The task ::
Return each line of the data below exactly, omitting any pictures.

Source material ::
[Begin]

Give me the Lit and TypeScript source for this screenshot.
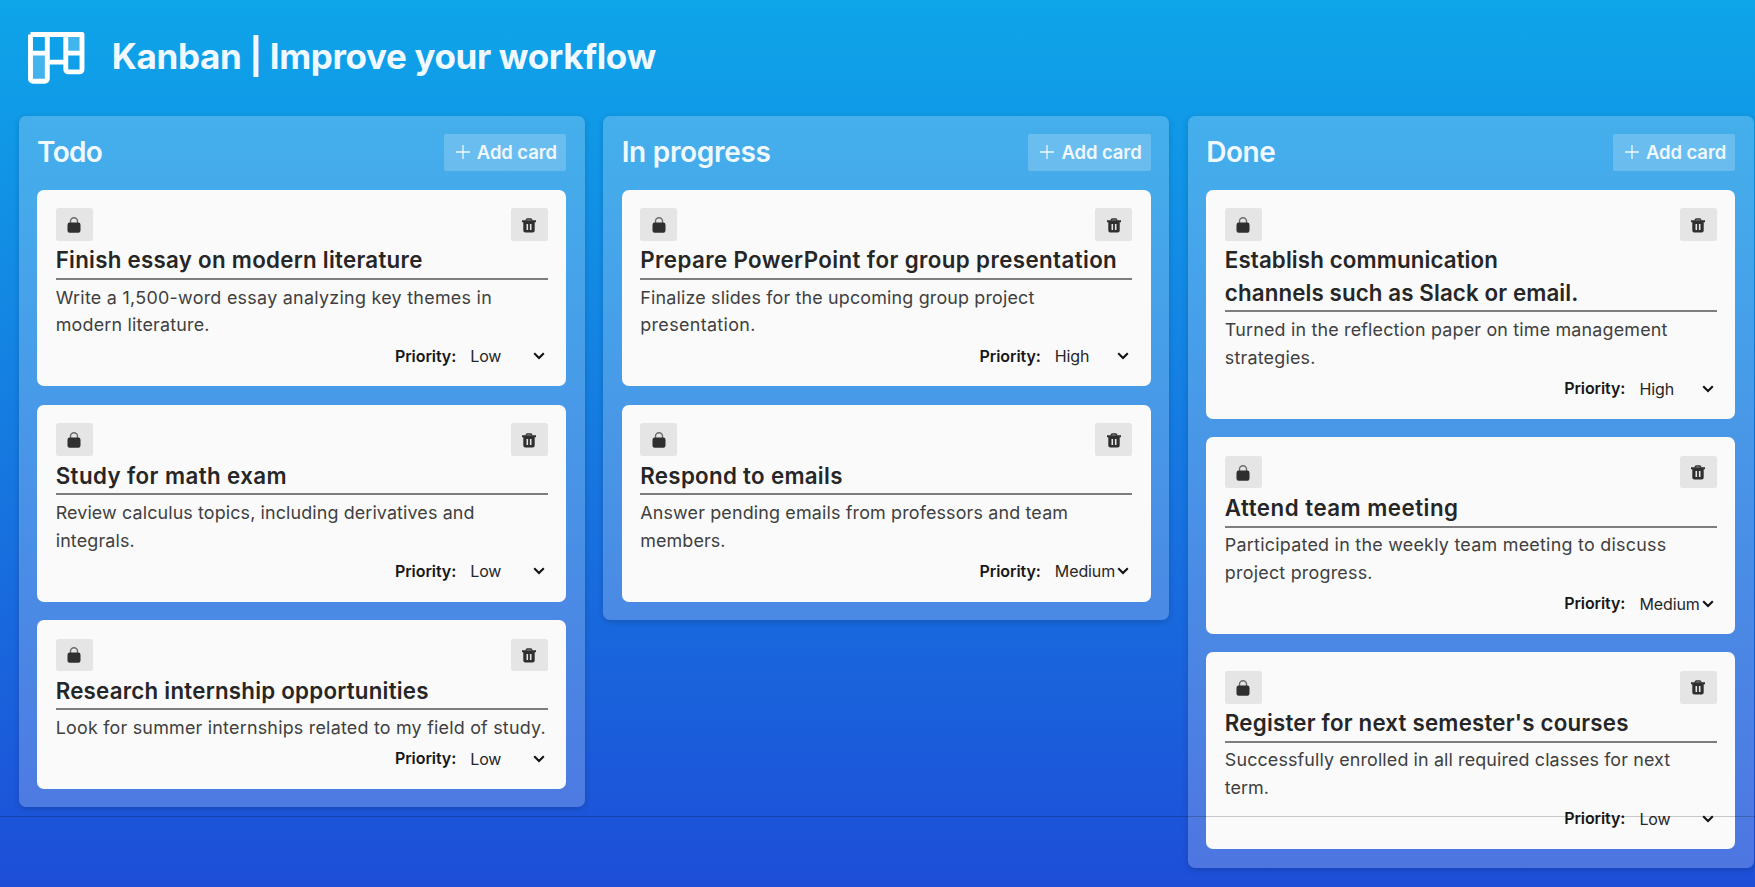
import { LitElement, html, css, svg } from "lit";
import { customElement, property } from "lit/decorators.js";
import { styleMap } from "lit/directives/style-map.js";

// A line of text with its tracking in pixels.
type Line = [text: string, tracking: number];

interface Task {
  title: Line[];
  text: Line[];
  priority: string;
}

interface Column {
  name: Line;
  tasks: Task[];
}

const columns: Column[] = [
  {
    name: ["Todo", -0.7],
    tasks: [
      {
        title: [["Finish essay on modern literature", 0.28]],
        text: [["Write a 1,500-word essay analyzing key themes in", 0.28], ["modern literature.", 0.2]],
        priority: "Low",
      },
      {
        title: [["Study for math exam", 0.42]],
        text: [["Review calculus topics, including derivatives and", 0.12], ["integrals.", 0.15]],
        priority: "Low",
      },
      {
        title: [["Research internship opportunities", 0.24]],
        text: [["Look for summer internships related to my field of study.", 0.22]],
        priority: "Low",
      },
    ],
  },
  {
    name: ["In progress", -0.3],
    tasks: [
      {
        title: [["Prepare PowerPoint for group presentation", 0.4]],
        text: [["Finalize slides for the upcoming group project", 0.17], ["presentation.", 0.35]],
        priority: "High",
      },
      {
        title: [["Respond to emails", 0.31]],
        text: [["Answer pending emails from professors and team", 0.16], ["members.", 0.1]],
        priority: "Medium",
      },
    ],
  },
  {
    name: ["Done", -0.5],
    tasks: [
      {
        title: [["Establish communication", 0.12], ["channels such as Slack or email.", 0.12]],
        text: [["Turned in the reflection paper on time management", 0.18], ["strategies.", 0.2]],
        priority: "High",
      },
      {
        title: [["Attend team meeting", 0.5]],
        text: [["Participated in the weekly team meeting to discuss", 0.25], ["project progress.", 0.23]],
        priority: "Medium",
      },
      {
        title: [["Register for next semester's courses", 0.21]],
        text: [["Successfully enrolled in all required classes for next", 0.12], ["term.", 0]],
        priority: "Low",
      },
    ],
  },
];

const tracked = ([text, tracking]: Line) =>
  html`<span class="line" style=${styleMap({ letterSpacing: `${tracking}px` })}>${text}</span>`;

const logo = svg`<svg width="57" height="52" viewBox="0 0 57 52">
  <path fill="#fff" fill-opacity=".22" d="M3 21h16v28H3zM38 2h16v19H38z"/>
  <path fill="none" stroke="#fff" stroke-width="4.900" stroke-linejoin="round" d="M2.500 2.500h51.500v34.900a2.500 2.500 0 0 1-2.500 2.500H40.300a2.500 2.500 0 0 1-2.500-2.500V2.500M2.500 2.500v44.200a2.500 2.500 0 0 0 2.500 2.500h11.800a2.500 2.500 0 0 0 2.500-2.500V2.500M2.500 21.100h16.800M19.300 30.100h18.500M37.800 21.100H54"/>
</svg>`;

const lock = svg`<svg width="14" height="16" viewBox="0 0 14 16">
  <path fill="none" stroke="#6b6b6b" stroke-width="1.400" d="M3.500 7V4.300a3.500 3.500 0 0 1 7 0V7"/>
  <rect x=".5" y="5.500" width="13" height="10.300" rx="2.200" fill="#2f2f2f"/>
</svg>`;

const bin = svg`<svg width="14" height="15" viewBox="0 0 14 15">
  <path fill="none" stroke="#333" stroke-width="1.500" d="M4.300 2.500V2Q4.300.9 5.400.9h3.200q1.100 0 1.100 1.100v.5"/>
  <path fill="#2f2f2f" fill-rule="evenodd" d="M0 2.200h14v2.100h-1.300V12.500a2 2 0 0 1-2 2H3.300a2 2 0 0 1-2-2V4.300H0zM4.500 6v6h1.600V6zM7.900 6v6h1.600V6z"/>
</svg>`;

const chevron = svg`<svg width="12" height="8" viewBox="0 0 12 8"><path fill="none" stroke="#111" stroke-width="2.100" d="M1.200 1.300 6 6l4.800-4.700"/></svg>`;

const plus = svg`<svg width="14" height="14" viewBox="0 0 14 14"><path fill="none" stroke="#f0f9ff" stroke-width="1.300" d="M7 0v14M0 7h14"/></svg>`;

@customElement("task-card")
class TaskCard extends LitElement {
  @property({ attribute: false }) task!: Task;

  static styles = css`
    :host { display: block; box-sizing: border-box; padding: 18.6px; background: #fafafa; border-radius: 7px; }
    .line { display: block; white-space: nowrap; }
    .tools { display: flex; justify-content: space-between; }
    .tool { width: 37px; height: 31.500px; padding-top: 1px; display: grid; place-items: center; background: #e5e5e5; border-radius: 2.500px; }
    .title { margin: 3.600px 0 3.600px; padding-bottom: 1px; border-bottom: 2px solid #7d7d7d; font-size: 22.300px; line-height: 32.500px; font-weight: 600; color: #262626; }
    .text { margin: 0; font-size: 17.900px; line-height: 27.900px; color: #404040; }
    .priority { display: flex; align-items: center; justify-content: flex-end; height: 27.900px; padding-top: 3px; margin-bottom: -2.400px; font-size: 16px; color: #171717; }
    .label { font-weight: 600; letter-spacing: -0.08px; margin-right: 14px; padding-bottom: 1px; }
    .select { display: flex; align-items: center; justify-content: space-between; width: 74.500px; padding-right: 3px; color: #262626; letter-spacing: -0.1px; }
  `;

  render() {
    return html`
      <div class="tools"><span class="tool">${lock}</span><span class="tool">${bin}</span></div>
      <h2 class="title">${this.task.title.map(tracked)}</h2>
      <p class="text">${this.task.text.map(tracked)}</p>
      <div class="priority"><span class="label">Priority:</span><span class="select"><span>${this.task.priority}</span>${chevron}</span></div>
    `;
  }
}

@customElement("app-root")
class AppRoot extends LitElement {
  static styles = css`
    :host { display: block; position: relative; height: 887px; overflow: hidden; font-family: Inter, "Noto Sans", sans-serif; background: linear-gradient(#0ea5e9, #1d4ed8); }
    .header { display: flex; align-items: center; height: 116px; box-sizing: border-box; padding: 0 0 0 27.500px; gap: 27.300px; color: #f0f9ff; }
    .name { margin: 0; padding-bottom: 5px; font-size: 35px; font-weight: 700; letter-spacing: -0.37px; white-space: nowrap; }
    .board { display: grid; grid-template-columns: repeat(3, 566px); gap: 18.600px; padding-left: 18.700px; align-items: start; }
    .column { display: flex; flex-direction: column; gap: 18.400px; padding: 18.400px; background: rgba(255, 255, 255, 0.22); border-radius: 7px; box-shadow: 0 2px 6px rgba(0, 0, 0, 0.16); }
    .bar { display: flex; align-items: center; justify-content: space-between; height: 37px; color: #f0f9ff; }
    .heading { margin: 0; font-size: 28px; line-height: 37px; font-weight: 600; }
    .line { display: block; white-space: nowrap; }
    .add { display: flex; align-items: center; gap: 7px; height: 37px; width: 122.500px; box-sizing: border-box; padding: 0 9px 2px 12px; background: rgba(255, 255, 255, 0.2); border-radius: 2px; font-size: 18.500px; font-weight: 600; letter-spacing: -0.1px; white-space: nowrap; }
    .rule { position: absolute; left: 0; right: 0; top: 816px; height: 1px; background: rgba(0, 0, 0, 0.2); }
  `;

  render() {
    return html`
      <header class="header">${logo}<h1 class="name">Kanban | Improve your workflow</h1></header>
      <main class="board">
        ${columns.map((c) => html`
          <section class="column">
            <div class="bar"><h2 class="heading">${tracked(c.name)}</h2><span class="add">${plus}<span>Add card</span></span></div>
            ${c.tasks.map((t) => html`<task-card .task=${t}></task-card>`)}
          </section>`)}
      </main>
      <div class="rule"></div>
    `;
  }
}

[End]

Problem solution ::
Give me the Lit and TypeScript source for this screenshot.
import { LitElement, html, css, svg } from "lit";
import { customElement, property } from "lit/decorators.js";
import { styleMap } from "lit/directives/style-map.js";

// A line of text with its tracking in pixels.
type Line = [text: string, tracking: number];

interface Task {
  title: Line[];
  text: Line[];
  priority: string;
}

interface Column {
  name: Line;
  tasks: Task[];
}

const columns: Column[] = [
  {
    name: ["Todo", -0.7],
    tasks: [
      {
        title: [["Finish essay on modern literature", 0.28]],
        text: [["Write a 1,500-word essay analyzing key themes in", 0.28], ["modern literature.", 0.2]],
        priority: "Low",
      },
      {
        title: [["Study for math exam", 0.42]],
        text: [["Review calculus topics, including derivatives and", 0.12], ["integrals.", 0.15]],
        priority: "Low",
      },
      {
        title: [["Research internship opportunities", 0.24]],
        text: [["Look for summer internships related to my field of study.", 0.22]],
        priority: "Low",
      },
    ],
  },
  {
    name: ["In progress", -0.3],
    tasks: [
      {
        title: [["Prepare PowerPoint for group presentation", 0.4]],
        text: [["Finalize slides for the upcoming group project", 0.17], ["presentation.", 0.35]],
        priority: "High",
      },
      {
        title: [["Respond to emails", 0.31]],
        text: [["Answer pending emails from professors and team", 0.16], ["members.", 0.1]],
        priority: "Medium",
      },
    ],
  },
  {
    name: ["Done", -0.5],
    tasks: [
      {
        title: [["Establish communication", 0.12], ["channels such as Slack or email.", 0.12]],
        text: [["Turned in the reflection paper on time management", 0.18], ["strategies.", 0.2]],
        priority: "High",
      },
      {
        title: [["Attend team meeting", 0.5]],
        text: [["Participated in the weekly team meeting to discuss", 0.25], ["project progress.", 0.23]],
        priority: "Medium",
      },
      {
        title: [["Register for next semester's courses", 0.21]],
        text: [["Successfully enrolled in all required classes for next", 0.12], ["term.", 0]],
        priority: "Low",
      },
    ],
  },
];

const tracked = ([text, tracking]: Line) =>
  html`<span class="line" style=${styleMap({ letterSpacing: `${tracking}px` })}>${text}</span>`;

const logo = svg`<svg width="57" height="52" viewBox="0 0 57 52">
  <path fill="#fff" fill-opacity=".22" d="M3 21h16v28H3zM38 2h16v19H38z"/>
  <path fill="none" stroke="#fff" stroke-width="4.900" stroke-linejoin="round" d="M2.500 2.500h51.500v34.900a2.500 2.500 0 0 1-2.500 2.500H40.300a2.500 2.500 0 0 1-2.500-2.500V2.500M2.500 2.500v44.200a2.500 2.500 0 0 0 2.500 2.500h11.800a2.500 2.500 0 0 0 2.500-2.500V2.500M2.500 21.100h16.800M19.300 30.100h18.500M37.800 21.100H54"/>
</svg>`;

const lock = svg`<svg width="14" height="16" viewBox="0 0 14 16">
  <path fill="none" stroke="#6b6b6b" stroke-width="1.400" d="M3.500 7V4.300a3.500 3.500 0 0 1 7 0V7"/>
  <rect x=".5" y="5.500" width="13" height="10.300" rx="2.200" fill="#2f2f2f"/>
</svg>`;

const bin = svg`<svg width="14" height="15" viewBox="0 0 14 15">
  <path fill="none" stroke="#333" stroke-width="1.500" d="M4.300 2.500V2Q4.300.9 5.400.9h3.200q1.100 0 1.100 1.100v.5"/>
  <path fill="#2f2f2f" fill-rule="evenodd" d="M0 2.200h14v2.100h-1.300V12.500a2 2 0 0 1-2 2H3.300a2 2 0 0 1-2-2V4.300H0zM4.500 6v6h1.600V6zM7.900 6v6h1.600V6z"/>
</svg>`;

const chevron = svg`<svg width="12" height="8" viewBox="0 0 12 8"><path fill="none" stroke="#111" stroke-width="2.100" d="M1.200 1.300 6 6l4.800-4.700"/></svg>`;

const plus = svg`<svg width="14" height="14" viewBox="0 0 14 14"><path fill="none" stroke="#f0f9ff" stroke-width="1.300" d="M7 0v14M0 7h14"/></svg>`;

@customElement("task-card")
class TaskCard extends LitElement {
  @property({ attribute: false }) task!: Task;

  static styles = css`
    :host { display: block; box-sizing: border-box; padding: 18.6px; background: #fafafa; border-radius: 7px; }
    .line { display: block; white-space: nowrap; }
    .tools { display: flex; justify-content: space-between; }
    .tool { width: 37px; height: 31.500px; padding-top: 1px; display: grid; place-items: center; background: #e5e5e5; border-radius: 2.500px; }
    .title { margin: 3.600px 0 3.600px; padding-bottom: 1px; border-bottom: 2px solid #7d7d7d; font-size: 22.300px; line-height: 32.500px; font-weight: 600; color: #262626; }
    .text { margin: 0; font-size: 17.900px; line-height: 27.900px; color: #404040; }
    .priority { display: flex; align-items: center; justify-content: flex-end; height: 27.900px; padding-top: 3px; margin-bottom: -2.400px; font-size: 16px; color: #171717; }
    .label { font-weight: 600; letter-spacing: -0.08px; margin-right: 14px; padding-bottom: 1px; }
    .select { display: flex; align-items: center; justify-content: space-between; width: 74.500px; padding-right: 3px; color: #262626; letter-spacing: -0.1px; }
  `;

  render() {
    return html`
      <div class="tools"><span class="tool">${lock}</span><span class="tool">${bin}</span></div>
      <h2 class="title">${this.task.title.map(tracked)}</h2>
      <p class="text">${this.task.text.map(tracked)}</p>
      <div class="priority"><span class="label">Priority:</span><span class="select"><span>${this.task.priority}</span>${chevron}</span></div>
    `;
  }
}

@customElement("app-root")
class AppRoot extends LitElement {
  static styles = css`
    :host { display: block; position: relative; height: 887px; overflow: hidden; font-family: Inter, "Noto Sans", sans-serif; background: linear-gradient(#0ea5e9, #1d4ed8); }
    .header { display: flex; align-items: center; height: 116px; box-sizing: border-box; padding: 0 0 0 27.500px; gap: 27.300px; color: #f0f9ff; }
    .name { margin: 0; padding-bottom: 5px; font-size: 35px; font-weight: 700; letter-spacing: -0.37px; white-space: nowrap; }
    .board { display: grid; grid-template-columns: repeat(3, 566px); gap: 18.600px; padding-left: 18.700px; align-items: start; }
    .column { display: flex; flex-direction: column; gap: 18.400px; padding: 18.400px; background: rgba(255, 255, 255, 0.22); border-radius: 7px; box-shadow: 0 2px 6px rgba(0, 0, 0, 0.16); }
    .bar { display: flex; align-items: center; justify-content: space-between; height: 37px; color: #f0f9ff; }
    .heading { margin: 0; font-size: 28px; line-height: 37px; font-weight: 600; }
    .line { display: block; white-space: nowrap; }
    .add { display: flex; align-items: center; gap: 7px; height: 37px; width: 122.500px; box-sizing: border-box; padding: 0 9px 2px 12px; background: rgba(255, 255, 255, 0.2); border-radius: 2px; font-size: 18.500px; font-weight: 600; letter-spacing: -0.1px; white-space: nowrap; }
    .rule { position: absolute; left: 0; right: 0; top: 816px; height: 1px; background: rgba(0, 0, 0, 0.2); }
  `;

  render() {
    return html`
      <header class="header">${logo}<h1 class="name">Kanban | Improve your workflow</h1></header>
      <main class="board">
        ${columns.map((c) => html`
          <section class="column">
            <div class="bar"><h2 class="heading">${tracked(c.name)}</h2><span class="add">${plus}<span>Add card</span></span></div>
            ${c.tasks.map((t) => html`<task-card .task=${t}></task-card>`)}
          </section>`)}
      </main>
      <div class="rule"></div>
    `;
  }
}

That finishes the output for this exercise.